Il assure qu’il innerve les mots, quoiqu’il ne puisse les prononcer. Il a suivi mes cours, lu mes écrits, il connaît ma théorie du langage, il a le sentiment des initiales à la pensée des sons, il sait donc exactement ce que cela signifie, quand il dit qu’il innerve les muscles. Il croit que c’est une lourdeur, un fonctionnement défectueux des muscles qui fait qu’ils n’obéissent pas aux impulsions. Il a un sentiment semblable au larynx.

Qu’il me soit ici permis de renouveler un argument dont je me suis déjà servi dans d’autres occasions.
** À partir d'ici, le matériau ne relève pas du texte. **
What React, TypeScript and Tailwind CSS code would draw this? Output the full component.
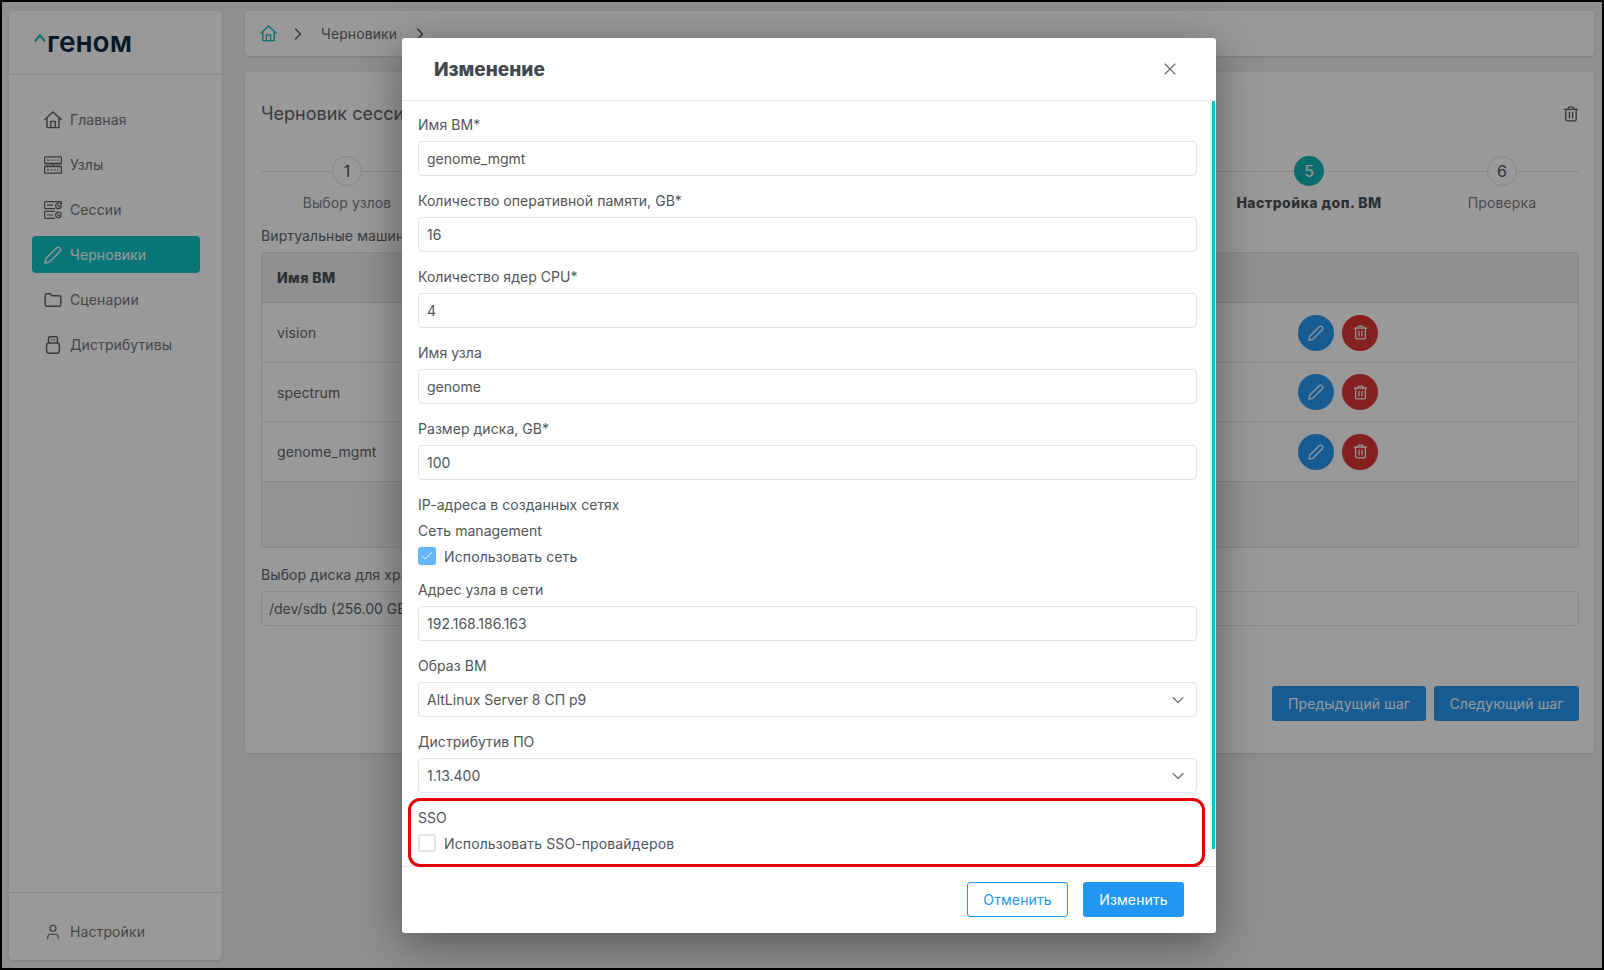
import { ChevronDown, ChevronRight, User, X, Check } from "lucide-react";

const font = "font-['Inter','Noto_Sans',sans-serif]";

function TrashIcon({ className }: { className?: string }) {
  return (
    <svg viewBox="0 0 16 16" fill="none" stroke="currentColor" strokeWidth="1.3" strokeLinecap="round" strokeLinejoin="round" className={className}>
      <path d="M5.2 3V2.2c0-.6.4-1 1-1h3.6c.6 0 1 .4 1 1V3" />
      <path d="M1.6 3.4h12.8" />
      <path d="M2.8 3.4v10c0 .9.6 1.4 1.4 1.4h7.6c.8 0 1.4-.5 1.4-1.4v-10" />
      <path d="M6.4 6.4v5.4M9.6 6.4v5.4" />
    </svg>
  );
}

function HomeIcon({ className }: { className?: string }) {
  return (
    <svg viewBox="0 0 18 18" fill="none" stroke="currentColor" strokeWidth="1.4" strokeLinecap="round" strokeLinejoin="round" className={className}>
      <path d="M0.8 8.6 9 1l8.2 7.6" />
      <path d="M3 7v9.6h12V7" />
      <path d="M6.8 16.6V10.4h4.4v6.2" />
    </svg>
  );
}

function PencilIcon({ className }: { className?: string }) {
  return (
    <svg viewBox="0 0 18 18" fill="none" stroke="currentColor" strokeWidth="1.4" strokeLinejoin="round" className={className}>
      <path d="M1 17l.9-4.4L12.6 1.9c.9-.9 2.2-.9 3 0l.5.5c.8.8.8 2.1 0 2.9L5.4 16.1 1 17z" />
    </svg>
  );
}

function FolderIcon({ className }: { className?: string }) {
  return (
    <svg viewBox="0 0 18 18" fill="none" stroke="currentColor" strokeWidth="1.4" strokeLinejoin="round" className={className}>
      <path d="M1.2 4.2c0-.8.6-1.4 1.4-1.4h3.6l1.8 2h7.4c.8 0 1.4.6 1.4 1.4v7.6c0 .8-.6 1.4-1.4 1.4H2.6c-.8 0-1.4-.6-1.4-1.4V4.2z" />
    </svg>
  );
}

function NodesIcon() {
  return (
    <svg viewBox="0 0 18 18" fill="none" stroke="currentColor" strokeWidth="1.2" className="w-[18px] h-[18px]">
      <rect x="0.6" y="0.8" width="16.8" height="6.6" rx="0.6" />
      <rect x="0.6" y="10.6" width="16.8" height="6.6" rx="0.6" />
      <path d="M9 7.4v3.2M0.6 9h16.8" />
      <path d="M3 4.1h2.4M7 4.1h1.4M10 4.1h1.4M13 4.1h1.4M3 13.9h2.4M7 13.9h1.4M10 13.9h1.4M13 13.9h1.4" strokeWidth="1.4" />
    </svg>
  );
}

function SessionsIcon() {
  return (
    <svg viewBox="0 0 18 18" fill="none" stroke="currentColor" strokeWidth="1.2" className="w-[18px] h-[18px]">
      <path d="M11 7.6H1.4a.8.8 0 0 1-.8-.8V1.4A.8.8 0 0 1 1.4.6h15.2a.8.8 0 0 1 .8.8V3" />
      <path d="M11 17.4H1.4a.8.8 0 0 1-.8-.8v-5.4a.8.8 0 0 1 .8-.8H11" />
      <circle cx="14.4" cy="4.8" r="2.8" />
      <circle cx="14.4" cy="13.8" r="2.8" />
      <path d="M3 4.2h6M3 14h6M13 3.6l2.6 2.4M13 12.6l2.6 2.4" />
    </svg>
  );
}

function UsbIcon() {
  return (
    <svg viewBox="0 0 18 18" fill="none" stroke="currentColor" strokeWidth="1.4" strokeLinejoin="round" className="w-[18px] h-[18px]">
      <path d="M4.6 7V1.8a1 1 0 0 1 1-1h6.8a1 1 0 0 1 1 1V7" />
      <rect x="2.6" y="7" width="12.8" height="10.2" rx="2.4" />
      <path d="M7 3.8h1.2M9.8 3.8H11" />
    </svg>
  );
}

const navItems = [
  { label: "Главная", icon: <HomeIcon className="w-[18px] h-[18px]" /> },
  { label: "Узлы", icon: <NodesIcon /> },
  { label: "Сессии", icon: <SessionsIcon /> },
  { label: "Черновики", icon: <PencilIcon className="w-[18px] h-[18px]" />, active: true },
  { label: "Сценарии", icon: <FolderIcon className="w-[18px] h-[18px]" /> },
  { label: "Дистрибутивы", icon: <UsbIcon /> },
];

function Sidebar() {
  return (
    <aside className="w-[213px] shrink-0 bg-white rounded-[4px] shadow-sm flex flex-col">
      <div className="h-[64px] border-b border-[#e3e5e8] flex items-start pl-[25px] pt-[21px] shrink-0">
        <svg viewBox="0 0 12 8" fill="none" stroke="#14b8ba" strokeWidth="2.2" className="w-[12px] h-[8px] mt-[2px]">
          <path d="M1 7.4 6 1.4l5 6" />
        </svg>
        <span className="text-[#0e2a47] text-[28px] font-semibold leading-[21px] ml-[1px]">геном</span>
      </div>
      <nav className="flex-1 flex flex-col gap-[8px] pl-[23px] pt-[26px]">
        {navItems.map((item) => (
          <div
            key={item.label}
            className={
              item.active
                ? "w-[168px] h-[37px] flex items-center gap-[8px] pl-[12px] rounded-[4px] bg-[#11c3c6] text-white text-[14px] tracking-[0.1px]"
                : "w-[168px] h-[37px] flex items-center gap-[8px] pl-[12px] rounded-[4px] text-[#70757b] text-[14px] tracking-[0.1px]"
            }
          >
            <span className={item.active ? "text-white" : "text-[#5c6066]"}>{item.icon}</span>
            {item.label}
          </div>
        ))}
      </nav>
      <div className="h-[68px] border-t border-[#e3e5e8] pl-[35px] pt-[28px] shrink-0">
        <div className="flex items-center gap-[8px] text-[#70757b] text-[14px] tracking-[0.1px]">
          <User className="w-[18px] h-[18px] text-[#5c6066]" strokeWidth={1.5} />
          Настройки
        </div>
      </div>
    </aside>
  );
}

// labels of steps 2-4 sit behind the modal
const steps = [
  { n: 1, label: "Выбор узлов", w: "w-[172px]" },
  { n: 2, label: "", w: "w-[253px]" },
  { n: 3, label: "", w: "w-[253px]" },
  { n: 4, label: "", w: "w-[254px]" },
  { n: 5, label: "Настройка доп. ВМ", w: "w-[232px]", active: true },
  { n: 6, label: "Проверка", w: "w-[154px]" },
];

function Stepper() {
  return (
    <div className="flex">
      {steps.map((s) => (
        <div key={s.n} className={`${s.w} flex flex-col items-center`}>
          <div className="w-full flex items-center">
            <div className="flex-1 h-px bg-[#dfe1e4]" />
            <div
              className={
                s.active
                  ? "w-[30px] h-[30px] rounded-full bg-[#14b3b5] text-white flex items-center justify-center text-[16px]"
                  : "w-[30px] h-[30px] rounded-full border border-[#dfe1e4] text-[#4b5157] flex items-center justify-center text-[16px]"
              }
            >
              {s.n}
            </div>
            <div className="flex-1 h-px bg-[#dfe1e4]" />
          </div>
          <div
            className={
              s.active
                ? "mt-[7px] h-[20px] text-[14px] leading-[20px] font-extrabold tracking-[0.45px] text-[#4b5157]"
                : "mt-[7px] h-[20px] text-[14px] leading-[20px] tracking-[0.1px] text-[#7b8086]"
            }
          >
            {s.label}
          </div>
        </div>
      ))}
    </div>
  );
}

const rows = [
  { name: "vision", h: "h-[60px]" },
  { name: "spectrum", h: "h-[59px]" },
  { name: "genome_mgmt", h: "h-[60px]" },
];

function VmTable() {
  return (
    <div className="mt-[6px] h-[296px] border border-[#e1e4e8] rounded-[4px] bg-[#f5f5f5] overflow-hidden">
      <div className="h-[50px] bg-[#f0f0f0] border-b border-[#dfe1e4] flex items-center pl-[15px] text-[14px] font-extrabold tracking-[0.4px] text-[#4b5157]">
        Имя ВМ
      </div>
      {rows.map((r) => (
        <div key={r.name} className={`${r.h} bg-white border-b border-[#e1e4e8] grid grid-cols-[1036px_1fr] items-center text-[14px] tracking-[0.1px] text-[#5f6469]`}>
          <div className="pl-[15px]">{r.name}</div>
          <div className="flex gap-[8px]">
            <div className="w-[36px] h-[36px] rounded-full bg-[#2599f5] flex items-center justify-center text-white">
              <PencilIcon className="w-[16px] h-[16px]" />
            </div>
            <div className="w-[36px] h-[36px] rounded-full bg-[#de3636] flex items-center justify-center text-white">
              <TrashIcon className="w-[15px] h-[15px]" />
            </div>
          </div>
        </div>
      ))}
    </div>
  );
}

function MainCard() {
  return (
    <section className="h-[681px] bg-white rounded-[4px] shadow-sm pl-[16px] pr-[15px] pt-[30px]">
      <div className="flex items-center justify-between h-[22px]">
        <h2 className="text-[18px] text-[#5f6469]">Черновик сессии</h2>
        <TrashIcon className="w-[16px] h-[16px] text-[#55595e] mt-[2px]" />
      </div>
      <div className="mt-[32px]">
        <Stepper />
      </div>
      <div className="mt-[13px] text-[14px] leading-[20px] tracking-[0.1px] text-[#5f6469]">Виртуальные машины</div>
      <VmTable />
      <div className="mt-[17px] text-[14px] leading-[20px] tracking-[0.1px] text-[#5f6469]">Выбор диска для хранения</div>
      <div className="mt-[6px] h-[35px] border border-[#e1e4e8] rounded-[4px] flex items-center pl-[7px] text-[14px] text-[#5f6469]">
        /dev/sdb (256.00 GB)
      </div>
      <div className="mt-[60px] flex justify-end gap-[8px]">
        <button className="w-[154px] h-[35px] rounded-[3px] bg-[#2599f5] text-white text-[14px] tracking-[0.1px]">Предыдущий шаг</button>
        <button className="w-[145px] h-[35px] rounded-[3px] bg-[#2599f5] text-white text-[14px] tracking-[0.1px]">Следующий шаг</button>
      </div>
    </section>
  );
}

function Field({ label, value, select }: { label: string; value: string; select?: boolean }) {
  return (
    <div className="mb-[15px]">
      <div className="text-[14px] leading-[20px] tracking-[0.05px] text-[#50555b] mb-[6px]">{label}</div>
      <div className="h-[35px] border border-[#e1e4e8] rounded-[4px] flex items-center justify-between pl-[8px] pr-[8px] text-[14px] text-[#50555b]">
        {value}
        {select && <ChevronDown className="w-[20px] h-[20px] text-[#6b7076]" strokeWidth={1.4} />}
      </div>
    </div>
  );
}

function CheckRow({ label, checked }: { label: string; checked?: boolean }) {
  return (
    <div className="flex items-center gap-[8px] h-[18px] text-[14px] tracking-[0.12px] text-[#50555b]">
      <div
        className={
          checked
            ? "w-[18px] h-[18px] rounded-[3px] bg-[#64b5f6] flex items-center justify-center text-white"
            : "w-[18px] h-[18px] rounded-[3px] border-2 border-[#e3e5e8]"
        }
      >
        {checked && <Check className="w-[14px] h-[14px]" strokeWidth={1.6} />}
      </div>
      {label}
    </div>
  );
}

function Modal() {
  return (
    <div className="absolute left-[400px] top-[36px] w-[814px] h-[895px] bg-white rounded-[3px] shadow-[0_10px_45px_rgba(0,0,0,0.4)] flex flex-col">
      <div className="h-[63px] shrink-0 border-b border-[#e3e5e8] flex items-center justify-between pl-[32px] pr-[36px]">
        <h3 className="text-[19px] font-extrabold text-[#43484e] mt-[3px]">Изменение</h3>
        <X className="w-[20px] h-[20px] text-[#63686e]" strokeWidth={1.3} />
      </div>
      <div className="relative flex-1 pl-[16px] pr-[19px] pt-[14px] overflow-hidden">
        <Field label="Имя ВМ*" value="genome_mgmt" />
        <Field label="Количество оперативной памяти, GB*" value="16" />
        <Field label="Количество ядер CPU*" value="4" />
        <Field label="Имя узла" value="genome" />
        <Field label="Размер диска, GB*" value="100" />
        <div className="text-[14px] leading-[20px] tracking-[0.05px] text-[#50555b]">IP-адреса в созданных сетях</div>
        <div className="mt-[6px] text-[14px] leading-[20px] tracking-[0.05px] text-[#50555b]">Сеть management</div>
        <div className="mt-[6px]">
          <CheckRow label="Использовать сеть" checked />
        </div>
        <div className="mt-[15px]">
          <Field label="Адрес узла в сети" value="192.168.186.163" />
        </div>
        <Field label="Образ ВМ" value="AltLinux Server 8 СП р9" select />
        <Field label="Дистрибутив ПО" value="1.13.400" select />
        <div className="text-[14px] leading-[20px] text-[#50555b] mb-[6px]">SSO</div>
        <CheckRow label="Использовать SSO-провайдеров" />
        <div className="absolute right-[1px] top-0 w-[3px] h-[748px] bg-[#00c4cc]" />
      </div>
      <div className="h-[67px] shrink-0 border-t border-[#e3e5e8] flex items-center justify-end gap-[15px] pr-[32px] pb-[2px]">
        <button className="w-[101px] h-[35px] rounded-[3px] border border-[#2196f3] text-[#2196f3] text-[14px] tracking-[0.1px]">Отменить</button>
        <button className="w-[101px] h-[35px] rounded-[3px] bg-[#2196f3] text-white text-[14px] tracking-[0.1px]">Изменить</button>
      </div>
      <div className="absolute left-[6px] top-[760px] w-[797px] h-[69px] border-[3px] border-[#e60000] rounded-[12px]" />
    </div>
  );
}

export default function App() {
  return (
    <div className={`${font} relative w-[1604px] h-[970px] border-2 border-black bg-[#eceef1] overflow-hidden`}>
      <div className="h-full flex gap-[23px] pl-[7px] pr-[8px] pt-[9px] pb-[8px]">
        <Sidebar />
        <main className="flex-1 min-w-0 flex flex-col gap-[16px]">
          <div className="h-[45px] shrink-0 bg-white rounded-[4px] shadow-sm flex items-center pl-[15px] text-[14px] tracking-[0.1px] text-[#5f6469]">
            <HomeIcon className="w-[17px] h-[17px] text-[#14b8ba]" />
            <ChevronRight className="w-[20px] h-[20px] ml-[11px] text-[#4b5157]" strokeWidth={1.5} />
            <span className="ml-[13px]">Черновики</span>
            <ChevronRight className="w-[20px] h-[20px] ml-[13px] text-[#4b5157]" strokeWidth={1.5} />
          </div>
          <MainCard />
        </main>
      </div>
      <div className="absolute inset-0 bg-black/40" />
      <Modal />
    </div>
  );
}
Par « aphasie » on entend un état dans lequel on ne peut parler, parce qu’on en a perdu la faculté, oublié les représentations des mots. Le type normal de cet état nous est fourni par les cas où nous oublions les noms des objets qui nous sont connus. Je prie le lecteur de faire une expérience, c’est qu’au cas où il ne pourrait se souvenir d’un mot, il prenne la plume pour l’écrire. Je ne doute pas un instant qu’il ne réponde sur-le-champ qu’il n’est pas besoin de faire l’expérience, que quand on a oublié un mot, on ne peut pas non plus l’écrire. L’écriture peut ici se comparer à la fonction d’un mécanisme secondaire, travaillant à côté de la machine à parler et dépendant d’elle. Quand les touches prononcent le mot « pater » il peut se faire qu’outre le fonctionnement de l’appareil à langage, qui peut agir si faiblement qu’on n’en perçoive l’action qu’intérieurement, l’appareil à écrire entre aussi en activité.